GOAL: Sift the listing for lines that hold the string "React" and pull them out.

MATERIAL:
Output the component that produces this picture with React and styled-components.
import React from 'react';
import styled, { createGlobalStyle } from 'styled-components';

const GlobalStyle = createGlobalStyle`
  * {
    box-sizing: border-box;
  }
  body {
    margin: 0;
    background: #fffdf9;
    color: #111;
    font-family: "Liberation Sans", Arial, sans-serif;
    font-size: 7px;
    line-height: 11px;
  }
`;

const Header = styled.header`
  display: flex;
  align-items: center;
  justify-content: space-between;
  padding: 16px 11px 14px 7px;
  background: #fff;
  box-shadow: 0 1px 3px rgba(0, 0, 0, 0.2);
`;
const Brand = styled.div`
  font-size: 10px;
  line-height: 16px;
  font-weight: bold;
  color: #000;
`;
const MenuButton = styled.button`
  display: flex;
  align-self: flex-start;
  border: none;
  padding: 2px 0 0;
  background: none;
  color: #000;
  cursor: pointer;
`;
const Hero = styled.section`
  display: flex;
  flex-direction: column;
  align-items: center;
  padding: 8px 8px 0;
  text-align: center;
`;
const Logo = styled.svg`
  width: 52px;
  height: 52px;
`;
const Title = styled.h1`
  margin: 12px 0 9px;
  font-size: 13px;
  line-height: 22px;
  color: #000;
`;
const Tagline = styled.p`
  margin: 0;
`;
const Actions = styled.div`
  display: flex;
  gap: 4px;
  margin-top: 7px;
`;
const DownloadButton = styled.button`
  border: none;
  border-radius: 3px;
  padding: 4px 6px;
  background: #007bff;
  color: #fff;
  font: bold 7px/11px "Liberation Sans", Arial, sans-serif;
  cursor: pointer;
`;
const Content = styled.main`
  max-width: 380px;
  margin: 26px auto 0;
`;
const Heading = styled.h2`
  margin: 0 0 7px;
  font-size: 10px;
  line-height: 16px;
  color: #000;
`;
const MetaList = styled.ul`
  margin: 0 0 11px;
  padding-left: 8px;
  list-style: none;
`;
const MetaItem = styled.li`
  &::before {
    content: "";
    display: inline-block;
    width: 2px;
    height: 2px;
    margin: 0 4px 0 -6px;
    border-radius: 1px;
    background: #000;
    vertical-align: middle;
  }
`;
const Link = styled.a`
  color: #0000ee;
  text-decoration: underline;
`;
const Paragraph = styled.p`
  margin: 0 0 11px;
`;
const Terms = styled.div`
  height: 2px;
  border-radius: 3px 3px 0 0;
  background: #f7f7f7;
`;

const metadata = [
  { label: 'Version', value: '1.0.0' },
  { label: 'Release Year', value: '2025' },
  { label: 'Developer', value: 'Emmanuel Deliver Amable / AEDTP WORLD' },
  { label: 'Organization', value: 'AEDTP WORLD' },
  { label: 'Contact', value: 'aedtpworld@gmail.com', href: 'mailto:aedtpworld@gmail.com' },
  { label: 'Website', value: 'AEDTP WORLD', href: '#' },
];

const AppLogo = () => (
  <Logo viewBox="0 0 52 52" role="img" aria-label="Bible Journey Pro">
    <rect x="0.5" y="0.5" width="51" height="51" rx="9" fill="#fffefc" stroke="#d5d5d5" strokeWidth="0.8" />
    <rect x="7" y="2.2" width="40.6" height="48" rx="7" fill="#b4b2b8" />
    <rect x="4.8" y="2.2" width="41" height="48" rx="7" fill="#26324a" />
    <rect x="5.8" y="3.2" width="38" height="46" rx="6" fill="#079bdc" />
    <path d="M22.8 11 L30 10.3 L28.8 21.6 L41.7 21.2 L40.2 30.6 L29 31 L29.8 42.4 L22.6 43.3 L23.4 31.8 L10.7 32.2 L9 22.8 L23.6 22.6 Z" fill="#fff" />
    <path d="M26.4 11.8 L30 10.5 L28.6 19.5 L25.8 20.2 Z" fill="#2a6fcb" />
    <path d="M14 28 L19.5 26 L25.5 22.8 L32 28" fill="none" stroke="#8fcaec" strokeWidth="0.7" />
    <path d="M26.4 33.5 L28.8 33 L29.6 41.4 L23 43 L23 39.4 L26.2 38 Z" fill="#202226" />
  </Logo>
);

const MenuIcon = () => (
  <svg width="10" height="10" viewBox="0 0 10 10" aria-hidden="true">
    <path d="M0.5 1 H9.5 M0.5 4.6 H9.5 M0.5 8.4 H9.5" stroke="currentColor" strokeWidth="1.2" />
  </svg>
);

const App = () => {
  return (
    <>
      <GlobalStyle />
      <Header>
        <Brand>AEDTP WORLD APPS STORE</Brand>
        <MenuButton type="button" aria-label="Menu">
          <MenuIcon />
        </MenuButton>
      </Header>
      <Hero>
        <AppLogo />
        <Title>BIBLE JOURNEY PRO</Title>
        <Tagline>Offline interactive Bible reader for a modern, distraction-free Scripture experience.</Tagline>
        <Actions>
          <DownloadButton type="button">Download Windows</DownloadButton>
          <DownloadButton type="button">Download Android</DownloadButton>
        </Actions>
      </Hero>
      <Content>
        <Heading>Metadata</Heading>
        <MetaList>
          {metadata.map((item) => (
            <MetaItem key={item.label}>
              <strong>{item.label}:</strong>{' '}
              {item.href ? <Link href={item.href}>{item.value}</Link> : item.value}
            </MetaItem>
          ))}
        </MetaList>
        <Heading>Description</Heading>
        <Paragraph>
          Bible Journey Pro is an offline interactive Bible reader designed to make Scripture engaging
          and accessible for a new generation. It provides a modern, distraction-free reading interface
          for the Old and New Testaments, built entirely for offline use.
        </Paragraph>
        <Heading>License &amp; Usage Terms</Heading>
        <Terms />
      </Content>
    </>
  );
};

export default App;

OUTPUT BELOW:
Output the component that produces this picture with React and styled-components.
import React from 'react';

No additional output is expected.